Прочла две книги о подростках. Принадлежат разным авторам, разным литературным жанрам, написаны на разных языках, в разных культурах. Но одно их объединяет — в каждой подросток переживает тяжёлые события и получает глубокую психологическую травму, которую хранит в секрете.
Травма, хранящаяся в секрете, стремится тяжелеть и превращается в бремя, невыносимое для психики подростка.
А еще в обеих книгах педофилы
#ясозрел (а их жертвы нет)
Анастасия Максимова, «Дети в гараже моего папы» [изд.
Альпина.Проза, М; — 2024г.]
Казалось, про эту книгу столько написано, что воронка отзывов и обсуждений выстроена от и до, исчерпав всё, что можно сказать.
Роман о сыне серийного убийцы. Однажды папу подростка Егора уводят из дома в наручниках, и так начинается история жизни «после», поэтапно разворачиваясь перед нами: от суеты и отрицания до стремления очиститься, отпустить.
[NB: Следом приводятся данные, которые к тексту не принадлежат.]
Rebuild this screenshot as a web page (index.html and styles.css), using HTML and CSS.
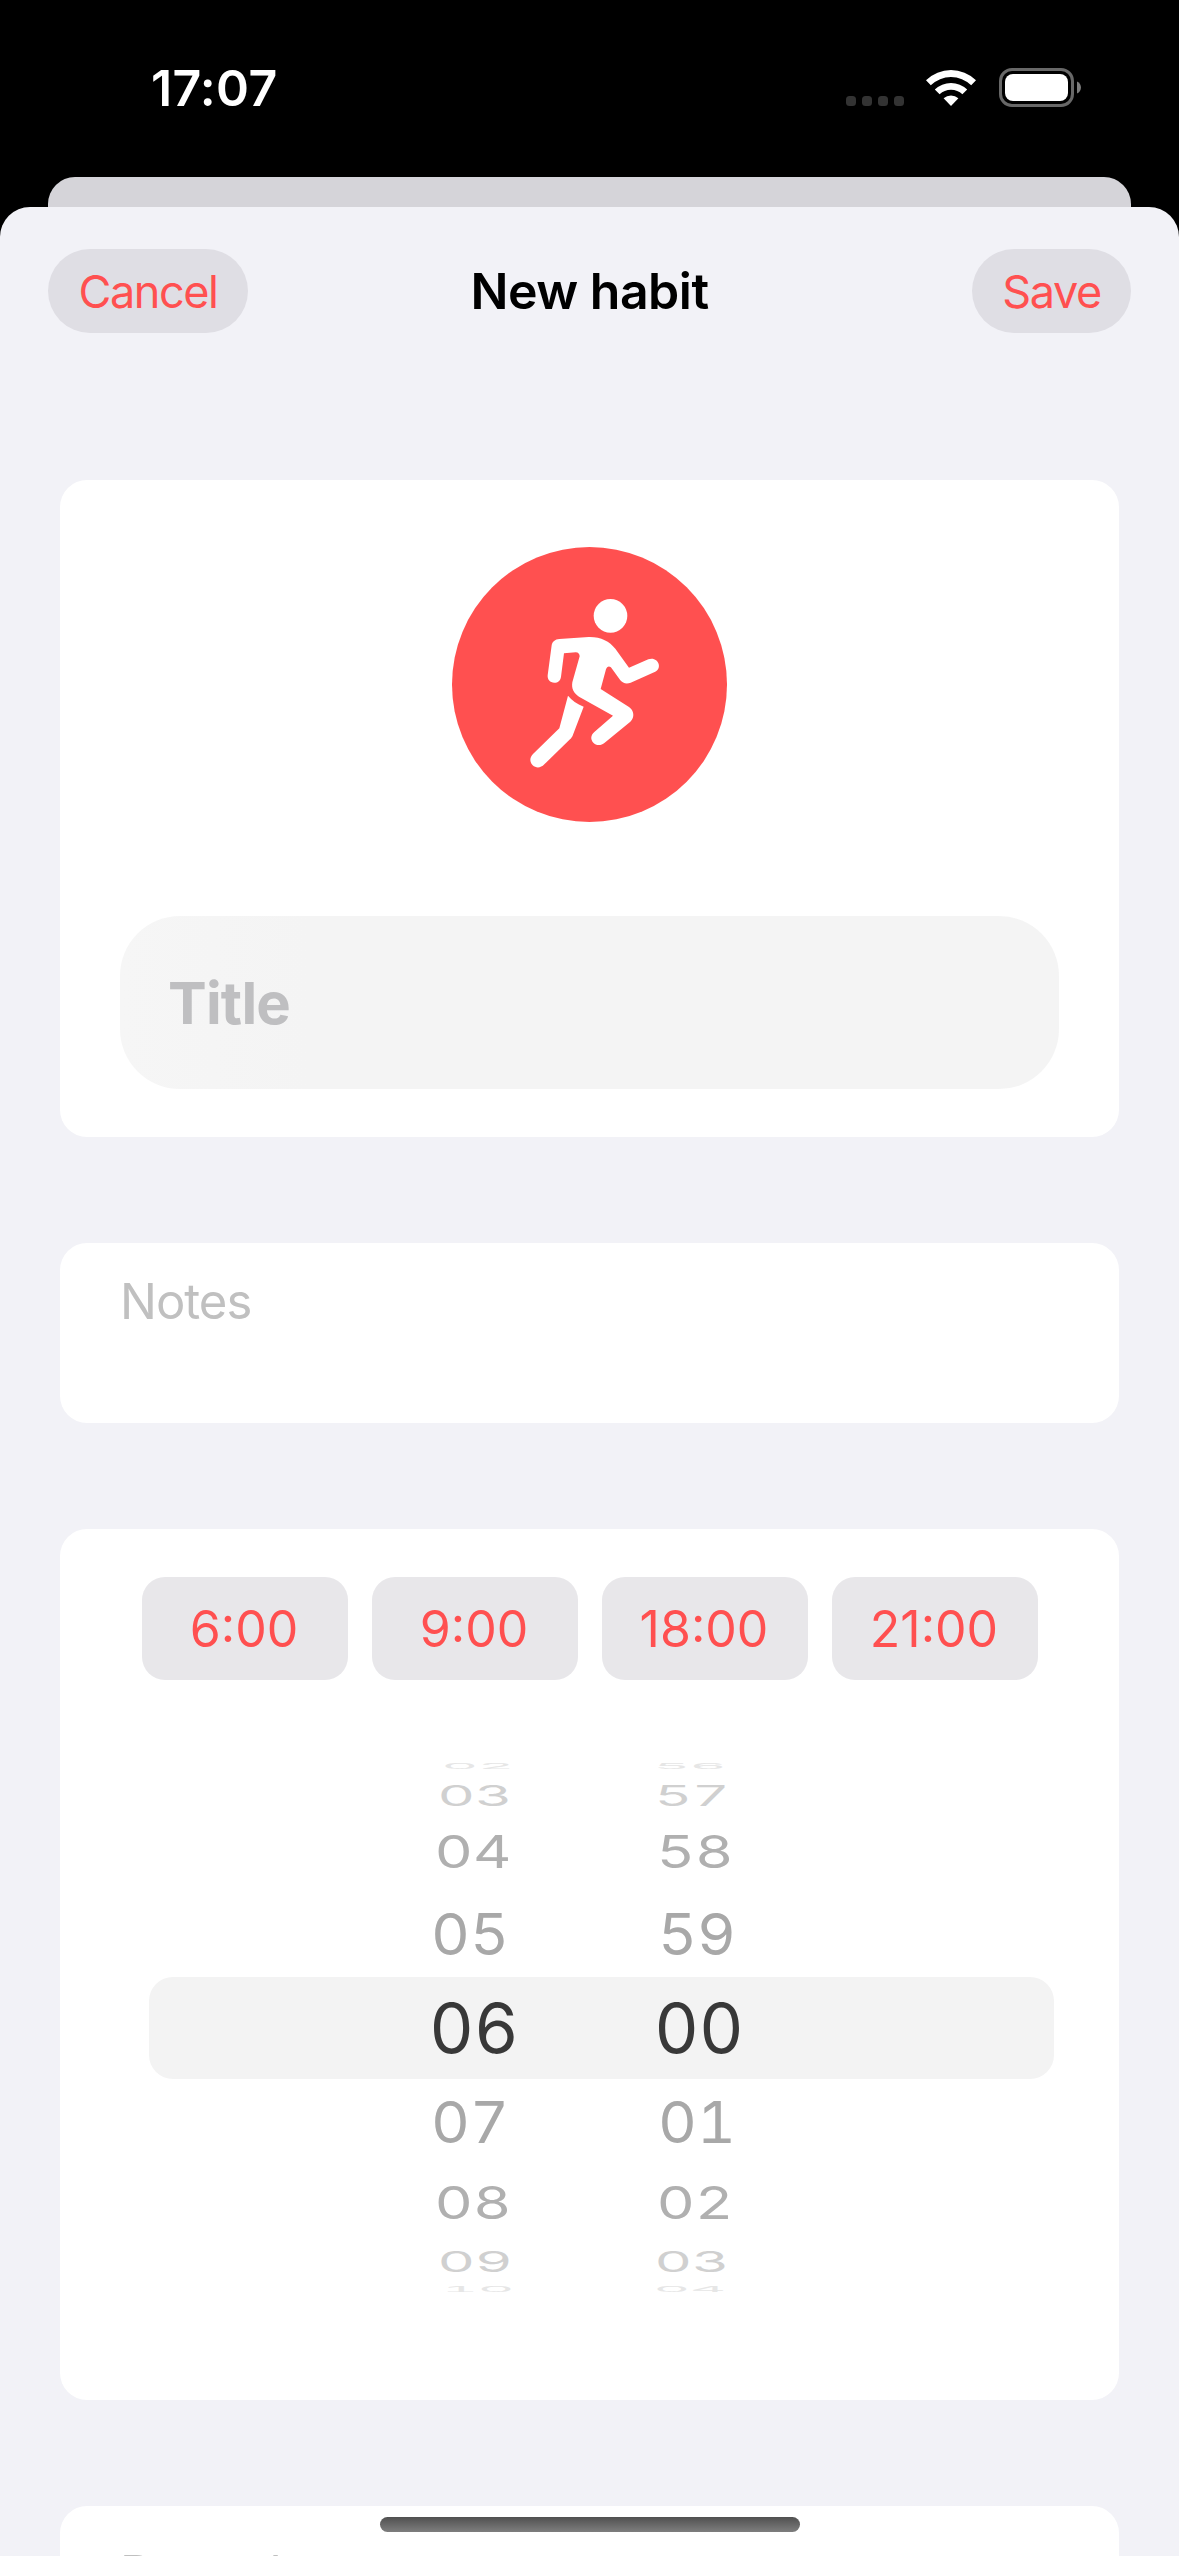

Не раз вы это читали, но и я повторюсь: автор делает великолепную работу, отводя читателя от алчного желания узнать побольше о маньяке, его личности, мотивах, девиациях, деталях преступлений. А когда нам хочется в это нырнуть, то делает отрезвляющую пощёчину, напоминая, что герой здесь не он. Не он, но сын, ребенок, которому приходится жить дальше с ношей вины, жертвы, травмы, ответственности, страха и утраты.
Егор — своеобразный центр системы образов, соединяющий два ее полюса: «оставшихся» (по тексту) и «ушедших» (из жизни — это касается и тюрьмы, и смерти).
Он, подобно пограничнику, стережет границу между двумя этими мирами. Смотрит в обе стороны, разрываемый этой дуальностью, виной, бременем, которое невыносимо для психики подростка.
Одна из опорных тем романа — тема вины и ответственности, которые берет на себя ребенок преступника. А также стыда за поступки взрослого.
То, что отец Егора ничем себя не выдавал и вообще всю жизнь был прекрасным родителем, ставит сына в еще более тяжкое положение, в котором ему очень сложно обвинить отца. Своего рода газлайтинг, порождающий сомнения в себе, в реальности, в воспоминаниях, а также навязывающий чувство вины.
Газлайтинг — это ведь как раз тот инструмент, который педофилы так умело применяют к своим жертвам. Их риторика диктует ребенку взять на себя ответственность за всю ситуацию: от действий взрослого до реакции окружающих и до последствий.
Здесь я плавно перейду к второй книге
Клэр Кастийон, «В связке», [в переводе Нины Хотинской, изд.
«Самокат», М; — 2024 г. ]
В небольшой по объему книге запрятано глубокое детское смятение, раскол детской души, на которую взвалили ответственность за действия взрослого.
Это рассказ девочки Алисы о ее отношениях с другом мамы Жоржем (ласково названным героинями Монджо).
С восьми лет девочка оказалась в ситуации развода родителей. Ребенок, скучающий по отцу, так узявим к теплу взрослой мужской фигуры, так беззащитен и открыт влиянию.
Насколько книга разбивает сердце, настолько же наглядно в очередной раз показывает, как умело взрослый втачивает, вчеканивает в ребенка чувство ответственности за происходящее:
— Алиса, ты знаешь, что нас связывает, и знаешь, что об этом никто никогда не должен узнать, правда? Ты знаешь, что, если кому-нибудь скажешь, твоего отца посадят в тюрьму за то, что он вас бросил, а маму будут судить за плохое обращение с ребенком? Знаешь, что ее наверняка лишат материнских прав, а отца признают несостоятельным, и он не сможет оформить опеку. Тебя отдадут в приемную семью. Алиса, я тебя люблю, ты это знаешь, правда?
Клэр Кастийон, не оставив нам шанса сдержать слезы, показывает дереализацию — Алиса начинает смотреть на себя будто со стороны, раскалывается надвое. Она и понимает, что это все неправильно и незаконно, но и не понимает. Ее чувства спорят с тем, что ей внушил Монджо, ее желание убежать и искать защиты спорит с внушенной же ответственностью за судьбу родителей.
И пусть вас не смущает, что девушка в пятнадцать лет не понимает, что мужчина под пятьдесят ей не любовник и не муж, а насильник и манипулятор, что это педофилия, ведь ее с восьми лет разделили надвое и поместили в чужую искаженную реальность.